§ **WHAT IS EXPECTED**:
Select, from the data, each line where "components" occurs.

§ **MATERIAL PROVIDED**:
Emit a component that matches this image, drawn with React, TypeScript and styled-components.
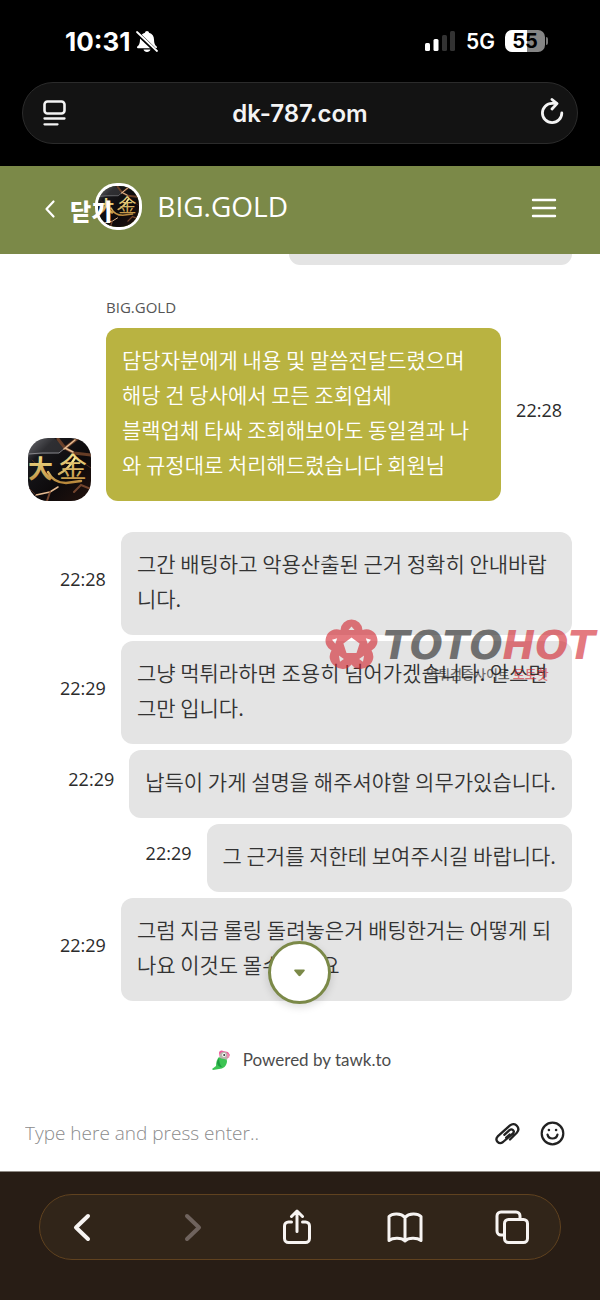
import React from "react";
import styled, { createGlobalStyle } from "styled-components";

const chatFont = `"Open Sans", "Noto Sans CJK KR", sans-serif`;
const systemFont = `Inter, "Noto Sans CJK KR", sans-serif`;
const olive = "#7b8948";

const GlobalStyle = createGlobalStyle`
  * { box-sizing: border-box; }
  body { margin: 0; background: #281d15; font-family: ${chatFont}; }
  button { margin: 0; padding: 0; border: 0; background: none; color: inherit; font: inherit; cursor: pointer; }
  svg { display: block; flex: none; }
`;

const Page = styled.div`
  display: flex;
  flex-direction: column;
  min-height: 100vh;
  background: #fff;
`;

const BrowserTop = styled.div`
  background: #000;
  color: #fff;
  padding: 0 22px 22px;
  font-family: ${systemFont};
`;

const StatusBar = styled.div`
  display: flex;
  align-items: center;
  height: 82px;
  padding: 0 30px 0 43px;
`;

const Clock = styled.time`
  font-size: 26px;
  font-weight: 700;
  margin-right: 6px;
`;

const StatusRight = styled.div`
  display: flex;
  align-items: center;
  margin-left: auto;
`;

const Network = styled.span`
  font-size: 21px;
  font-weight: 600;
  margin: 0 10px;
`;

const Battery = styled.div`
  width: 40px;
  height: 22px;
  border-radius: 7px;
  background: linear-gradient(90deg, #fff 55%, #858585 55%);
  color: #000;
  font-size: 20px;
  font-weight: 700;
  line-height: 22px;
  text-align: center;
`;

const BatteryTip = styled.div`
  width: 2px;
  height: 8px;
  margin-left: 1px;
  border-radius: 0 2px 2px 0;
  background: #777;
`;

const AddressBar = styled.div`
  display: grid;
  grid-template-columns: 1fr auto 1fr;
  align-items: center;
  height: 62px;
  padding: 0 12px;
  border: 1px solid #2b2b2b;
  border-radius: 31px;
  background: #131313;
  font-size: 24px;
  font-weight: 600;
  color: #f4f4f4;
`;

const AddressButton = styled.button<{ $end?: boolean }>`
  justify-self: ${(p) => (p.$end ? "end" : "start")};
  padding-left: ${(p) => (p.$end ? "0" : "7px")};
`;

const ChatHeader = styled.header`
  display: flex;
  align-items: center;
  height: 88px;
  padding: 0 43px;
  background: ${olive};
  color: #fff;
`;

const BackButton = styled.button`
  display: flex;
  align-items: center;
  gap: 14px;
  position: relative;
  z-index: 1;
  margin-bottom: 2px;
`;

const BackLabel = styled.span`
  padding-top: 2px;
  font-family: "Noto Sans CJK KR", sans-serif;
  font-size: 23px;
  font-weight: 900;
  line-height: 34px;
`;

const HeaderAvatar = styled.div`
  margin: -8px 0 0 -17px;
  border: 3px solid #fff;
  border-radius: 22px;
  overflow: hidden;
`;

const HeaderTitle = styled.h1`
  flex: 1;
  margin: 0 0 8px 15px;
  font-size: 28px;
  font-weight: 400;
  line-height: 40px;
`;

const MenuButton = styled.button`
  margin-bottom: 4px;
`;

const Thread = styled.main`
  position: relative;
  padding: 0 28px;
`;

const EarlierBubble = styled.div`
  width: 52%;
  height: 11px;
  margin-left: auto;
  border-radius: 0 0 12px 12px;
  background: #e4e4e4;
`;

const Sender = styled.div`
  margin: 30px 0 9px 78px;
  color: #555;
  font-size: 15px;
  line-height: 24px;
`;

const AgentRow = styled.div`
  display: flex;
  gap: 15px;
  padding-right: 10px;
  margin-bottom: 31px;
`;

const AgentAvatar = styled.div`
  align-self: flex-end;
  border-radius: 20px;
  overflow: hidden;
`;

const VisitorRow = styled.div`
  display: flex;
  align-items: center;
  justify-content: flex-end;
  gap: 15px;
  padding-left: 32px;
  margin-bottom: 6px;
`;

const Bubble = styled.p<{ $agent?: boolean }>`
  flex: ${(p) => (p.$agent ? "1" : "0 1 auto")};
  margin: 0;
  padding: 14px 16px 19px;
  border-radius: 12px;
  background: ${(p) => (p.$agent ? "#b9b341" : "#e4e4e4")};
  color: ${(p) => (p.$agent ? "#fff" : "#333")};
  font-family: "Noto Sans CJK KR", sans-serif;
  font-size: 21px;
  font-weight: 350;
  line-height: 35px;
  white-space: pre-line;
  word-break: break-all;
`;

const Stamp = styled.time`
  flex: none;
  align-self: center;
  color: #2b2b2b;
  font-size: 18px;
  line-height: 24px;
  margin-top: -10px;
`;

const ScrollButton = styled.button`
  position: absolute;
  left: 50%;
  bottom: 3px;
  display: grid;
  place-items: center;
  width: 63px;
  height: 63px;
  margin-left: -32px;
  border: 3px solid ${olive};
  border-radius: 50%;
  background: #fff;
  box-shadow: 0 3px 8px rgba(0, 0, 0, 0.14);
`;

const Watermark = styled.div`
  position: absolute;
  top: 365px;
  right: 5px;
  display: flex;
  gap: 5px;
  opacity: 0.6;
  color: #222;
  pointer-events: none;
`;

const WatermarkName = styled.div`
  font-family: "DejaVu Sans", sans-serif;
  font-size: 39px;
  font-style: italic;
  font-weight: 700;
  line-height: 54px;
  height: 46px;
`;

const WatermarkTagline = styled.div`
  padding-left: 43px;
  font-family: "Noto Sans CJK KR", sans-serif;
  font-size: 13px;
  font-weight: 500;
  line-height: 18px;
`;

const Red = styled.span`
  color: #d3222c;
`;

const Powered = styled.a`
  display: flex;
  align-items: center;
  justify-content: center;
  gap: 12px;
  margin-top: 40px;
  padding-left: 3px;
  color: #4c4c4c;
  font-family: Lato, sans-serif;
  font-size: 17px;
  line-height: 26px;
  text-decoration: none;
`;

const Composer = styled.form`
  display: flex;
  align-items: center;
  gap: 20px;
  height: 76px;
  margin-top: 22px;
  padding: 0 35px 0 25px;
  color: #222;
`;

const MessageInput = styled.input`
  flex: 1;
  min-width: 0;
  padding: 0;
  border: 0;
  outline: 0;
  font-family: ${chatFont};
  font-size: 19px;
  font-weight: 350;
  color: #333;
  &::placeholder { color: #8c8c8c; opacity: 1; }
`;

const BrowserBottom = styled.div`
  flex: 1;
  padding: 22px 39px 40px;
  border-top: 1px solid #8f8a84;
  background: #281d15;
`;

const Toolbar = styled.nav`
  display: flex;
  align-items: center;
  justify-content: space-between;
  height: 66px;
  padding: 0 30px 0 24px;
  border: 1px solid #60421f;
  border-radius: 33px;
  background: #312519;
  color: #f7f4f2;
`;

const ToolButton = styled.button`
  color: ${(p) => (p.disabled ? "#6f635d" : "inherit")};
`;

const AvatarArt = ({ size, id }: { size: number; id: string }) => (
  <svg width={size} height={size} viewBox="0 0 63 63" aria-hidden="true">
    <defs>
      <linearGradient id={id} x1="0" y1="0" x2="0" y2="1">
        <stop offset="0" stopColor="#fff19a" />
        <stop offset="1" stopColor="#b9873a" />
      </linearGradient>
      <linearGradient id={`${id}-stone`} x1="0" y1="0" x2="1" y2="1">
        <stop offset="0" stopColor="#66676c" />
        <stop offset="0.22" stopColor="#17171b" />
        <stop offset="0.6" stopColor="#0d0a0b" />
        <stop offset="1" stopColor="#23120d" />
      </linearGradient>
    </defs>
    <rect width="63" height="63" fill={`url(#${id}-stone)`} />
    <path d="M0 17 31 15 37 9 26 0H0z" fill="#77777b" opacity="0.25" />
    <g fill="none" strokeLinecap="round">
      <path d="M37 10 50 0M37 10l-7-9M37 10l9 5 17 2" stroke="#7d4a2d" strokeWidth="3" opacity="0.8" />
      <path d="M0 16 14 15 31 15 37 10" stroke="#85858a" strokeWidth="1" />
      <path d="M37 10 45 14M36 11 47 2M8 57l14-3 8-5" stroke="#e6bc92" strokeWidth="1.500" />
      <path d="M22 54l-3 9M46 54l7-7 10 4" stroke="#8a5236" strokeWidth="2" opacity="0.8" />
      <path d="M0 49l8 8M50 21l13 9M4 22l12 11" stroke="#4d2b20" strokeWidth="1" />
      <path d="M20 34c4 8 10 11 18 11l15-2M31 36c6-3 12-9 16-16" stroke={`url(#${id})`} strokeWidth="2.500" />
    </g>
    <g fill={`url(#${id})`} fontFamily="Noto Sans CJK KR, sans-serif">
      <text x="0" y="40" fontSize="25" fontWeight="700">大</text>
      <text x="31" y="40" fontSize="28" fontWeight="400">金</text>
    </g>
  </svg>
);

const BellOff = () => (
  <svg width="22" height="23" viewBox="0 0 22 23" aria-label="Silent" role="img">
    <path d="M11 1c-1 0-2 .8-2 1.8C5.600 3.600 4 6.300 4 9.500c0 4-1 5.500-2.700 7.100-.6.600-.3 1.600.6 1.600h18.200c.9 0 1.200-1 .6-1.600C19 15 18 13.500 18 9.500c0-3.200-1.600-5.900-5-6.700C13 1.800 12 1 11 1zM7.500 19.500c.4 1.600 1.800 2.500 3.500 2.500s3.100-.9 3.500-2.500z" fill="#fff" />
    <path d="M1 3l20 19" stroke="#000" strokeWidth="4" />
    <path d="M1 2l20 19" stroke="#fff" strokeWidth="1.800" strokeLinecap="round" />
  </svg>
);

const Signal = () => (
  <svg width="31" height="20" viewBox="0 0 31 20" aria-label="Signal" role="img">
    <rect x="0" y="12" width="5" height="8" rx="1.500" fill="#fff" />
    <rect x="8.500" y="8" width="5" height="12" rx="1.500" fill="#fff" />
    <rect x="17" y="4" width="5" height="16" rx="1.500" fill="#333" />
    <rect x="25" y="0" width="5" height="20" rx="1.500" fill="#333" />
  </svg>
);

const PageMenuIcon = () => (
  <svg width="25" height="28" viewBox="0 0 25 28" fill="none" stroke="#f4f4f4" strokeLinecap="round">
    <rect x="2.500" y="2.500" width="20" height="12" rx="3" strokeWidth="2.600" />
    <path d="M2.500 19.500h20M2.500 25.300h13" strokeWidth="2.300" />
  </svg>
);

const ReloadIcon = () => (
  <svg width="26" height="30" viewBox="0 0 26 30" fill="none" stroke="#f4f4f4" strokeWidth="2.800" strokeLinecap="round" strokeLinejoin="round">
    <path d="M22.800 15a9.700 9.700 0 1 1-9.700-9.700h4" />
    <path d="m13 1.500 5 4.100-5 5.400" />
  </svg>
);

const FlowerMark = () => (
  <svg width="53" height="54" viewBox="-26.500 -27 53 54" aria-hidden="true">
    <path
      fill="#d3222c"
      fillRule="evenodd"
      d={`M0-26.500a11 11 0 0 1 11 10.500a11 11 0 0 1 14.500 7.500a11 11 0 0 1-5.500 13a11 11 0 0 1-3.500 15.500a11 11 0 0 1-16.500-1.500a11 11 0 0 1-16.500 1.500a11 11 0 0 1-3.500-15.500a11 11 0 0 1-5.500-13a11 11 0 0 1 14.500-7.500a11 11 0 0 1 11-10.500z
      M0-8.500 8.100-2.600 5 6.900H-5L-8.100-2.600z
      M-3-16 0-19.500 3-16z
      M14.300-7.800 19.500-6.300 16.200-2.200z
      M12.600 9.600 11.500 15.800 7.600 13z
      M-12.600 9.600-11.500 15.800-7.600 13z
      M-14.300-7.800-19.500-6.300-16.200-2.200z`}
    />
  </svg>
);

const Parrot = () => (
  <svg width="19" height="21" viewBox="0 0 19 21" aria-hidden="true">
    <path d="M7 3c0-2 2-3 4-2l5 1 2 3-3 4H8z" fill="#ec5f9c" />
    <path d="M8 4c2-3 7-3 8 1l-1 5-7-1z" fill="#b9b4ad" />
    <circle cx="12" cy="5" r="1.900" fill="#fff" />
    <circle cx="12.200" cy="5.100" r="1" fill="#333" />
    <path d="M15 4c2-.5 3 1 2 4-2-.5-3-2-2-4z" fill="#f08bb1" />
    <path d="M7 7c3 3 8 1 8 4 0 5-4 8-8 8L1 20l-1-1 4-3c0-4 1-7 3-9z" fill="#3cc453" />
    <path d="M7 8c0 4 1 7 3 9-3 0-5-2-5-5z" fill="#1e9c41" />
  </svg>
);

const ClipIcon = () => (
  <svg width="25" height="23" viewBox="0 0 25 23" fill="none" stroke="#222" strokeWidth="2.300" strokeLinecap="round" strokeLinejoin="round">
    <path d="m15 17.500 6.800-6.800c4.300-4.800-2-11.300-6.800-7.300L2.700 14.400c-3.400 3.900 1.300 8.800 5.300 5.600L18 11.300c2.200-2.500-1-5.200-3.500-3.200l-5.200 4.700" />
    <path d="m11.200 15.700 3.500-3.200" />
  </svg>
);

const SmileIcon = () => (
  <svg width="25" height="25" viewBox="0 0 25 25" fill="none" stroke="#222" strokeLinecap="round">
    <circle cx="12.500" cy="12.500" r="10.800" strokeWidth="2.200" />
    <path d="M7.500 13.500c1 5.300 9 5.300 10 0" strokeWidth="2.200" />
    <circle cx="8.900" cy="9" r="1.300" fill="#222" stroke="none" />
    <circle cx="16.100" cy="9" r="1.300" fill="#222" stroke="none" />
  </svg>
);

const ToolIcon = ({ children }: { children: React.ReactNode }) => (
  <svg width="36" height="36" viewBox="0 0 36 36" fill="none" stroke="currentColor" strokeWidth="3" strokeLinecap="round" strokeLinejoin="round">
    {children}
  </svg>
);

const visitorMessages = [
  { time: "22:28", text: "그간 배팅하고 악용산출된 근거 정확히 안내바랍니다." },
  { time: "22:29", text: "그냥 먹튀라하면 조용히 넘어가겠습니다. 안쓰면 그만 입니다." },
  { time: "22:29", text: "납득이 가게 설명을 해주셔야할 의무가있습니다." },
  { time: "22:29", text: "그 근거를 저한테 보여주시길 바랍니다." },
  { time: "22:29", text: "그럼 지금 롤링 돌려놓은거 배팅한거는 어떻게 되나요 이것도 몰수인가요" },
];

export default function App() {
  return (
    <Page>
      <GlobalStyle />
      <BrowserTop>
        <StatusBar>
          <Clock>10:31</Clock>
          <BellOff />
          <StatusRight>
            <Signal />
            <Network>5G</Network>
            <Battery>55</Battery>
            <BatteryTip />
          </StatusRight>
        </StatusBar>
        <AddressBar>
          <AddressButton type="button" aria-label="Page menu"><PageMenuIcon /></AddressButton>
          <span>dk-787.com</span>
          <AddressButton $end type="button" aria-label="Reload"><ReloadIcon /></AddressButton>
        </AddressBar>
      </BrowserTop>

      <ChatHeader>
        <BackButton type="button">
          <svg width="13" height="20" viewBox="0 0 13 20" fill="none" stroke="#fff" strokeWidth="2.200" strokeLinecap="round" strokeLinejoin="round">
            <path d="M10.500 2.500 3.500 10l7 7.500" />
          </svg>
          <BackLabel>닫기</BackLabel>
        </BackButton>
        <HeaderAvatar><AvatarArt size={41} id="gold-small" /></HeaderAvatar>
        <HeaderTitle>BIG.GOLD</HeaderTitle>
        <MenuButton type="button" aria-label="Menu">
          <svg width="26" height="22" viewBox="0 0 26 22" stroke="#fff" strokeWidth="2.400" strokeLinecap="round">
            <path d="M2 3h22M2 11h22M2 19h22" />
          </svg>
        </MenuButton>
      </ChatHeader>

      <Thread>
        <EarlierBubble />
        <Sender>BIG.GOLD</Sender>
        <AgentRow>
          <AgentAvatar><AvatarArt size={63} id="gold-large" /></AgentAvatar>
          <Bubble $agent>
            {"담당자분에게 내용 및 말씀전달드렸으며\n해당 건 당사에서 모든 조회업체\n블랙업체 타싸 조회해보아도 동일결과 나와 규정대로 처리해드렸습니다 회원님"}
          </Bubble>
          <Stamp>22:28</Stamp>
        </AgentRow>
        {visitorMessages.map((m) => (
          <VisitorRow key={m.text}>
            <Stamp>{m.time}</Stamp>
            <Bubble>{m.text}</Bubble>
          </VisitorRow>
        ))}
        <ScrollButton type="button" aria-label="Scroll to latest">
          <svg width="11" height="8" viewBox="0 0 11 8">
            <path d="M1 .5h9c1 0 1 1 .5 1.500L6.500 6.800c-.5.600-1.500.600-2 0L.5 2C0 1.500 0 .5 1 .5z" fill={olive} />
          </svg>
        </ScrollButton>
        <Watermark>
          <FlowerMark />
          <div>
            <WatermarkName>TOTO<Red>HOT</Red></WatermarkName>
            <WatermarkTagline>먹튀검증사이트 <Red>토토핫</Red></WatermarkTagline>
          </div>
        </Watermark>
      </Thread>

      <Powered href="#tawk"><Parrot />Powered by tawk.to</Powered>

      <Composer onSubmit={(e) => e.preventDefault()}>
        <MessageInput aria-label="Message" placeholder="Type here and press enter.." />
        <button type="button" aria-label="Attach file"><ClipIcon /></button>
        <button type="button" aria-label="Emoji"><SmileIcon /></button>
      </Composer>

      <BrowserBottom>
        <Toolbar>
          <ToolButton type="button" aria-label="Back">
            <ToolIcon><path d="M24 7 12 18.500 24 30" strokeWidth="4" /></ToolIcon>
          </ToolButton>
          <ToolButton type="button" aria-label="Forward" disabled>
            <ToolIcon><path d="m15 7 12 11.500L15 30" strokeWidth="4" /></ToolIcon>
          </ToolButton>
          <ToolButton type="button" aria-label="Share">
            <ToolIcon>
              <path d="M12.500 13H9.500a4 4 0 0 0-4 4v12.500a4 4 0 0 0 4 4h17a4 4 0 0 0 4-4V17a4 4 0 0 0-4-4h-3M18 22.500V3M12.500 7.500 18 2l5.500 5.500" />
            </ToolIcon>
          </ToolButton>
          <ToolButton type="button" aria-label="Bookmarks">
            <ToolIcon>
              <path d="M18 8.500C14 4 5.500 4 2 7.500v24c4-3 12.500-3 16 .5 3.500-3.500 12-3.500 16-.5v-24C30.500 4 22 4 18 8.500zM18 8.500V32" />
            </ToolIcon>
          </ToolButton>
          <ToolButton type="button" aria-label="Tabs">
            <ToolIcon>
              <rect x="10.500" y="10.500" width="23" height="23" rx="4" />
              <path d="M10 26H7a4 4 0 0 1-4-4V7a4 4 0 0 1 4-4h15a4 4 0 0 1 4 4v3" />
            </ToolIcon>
          </ToolButton>
        </Toolbar>
      </BrowserBottom>
    </Page>
  );
}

§ **THE OUTPUT**:
Emit a component that matches this image, drawn with React, TypeScript and styled-components.
import styled, { createGlobalStyle } from "styled-components";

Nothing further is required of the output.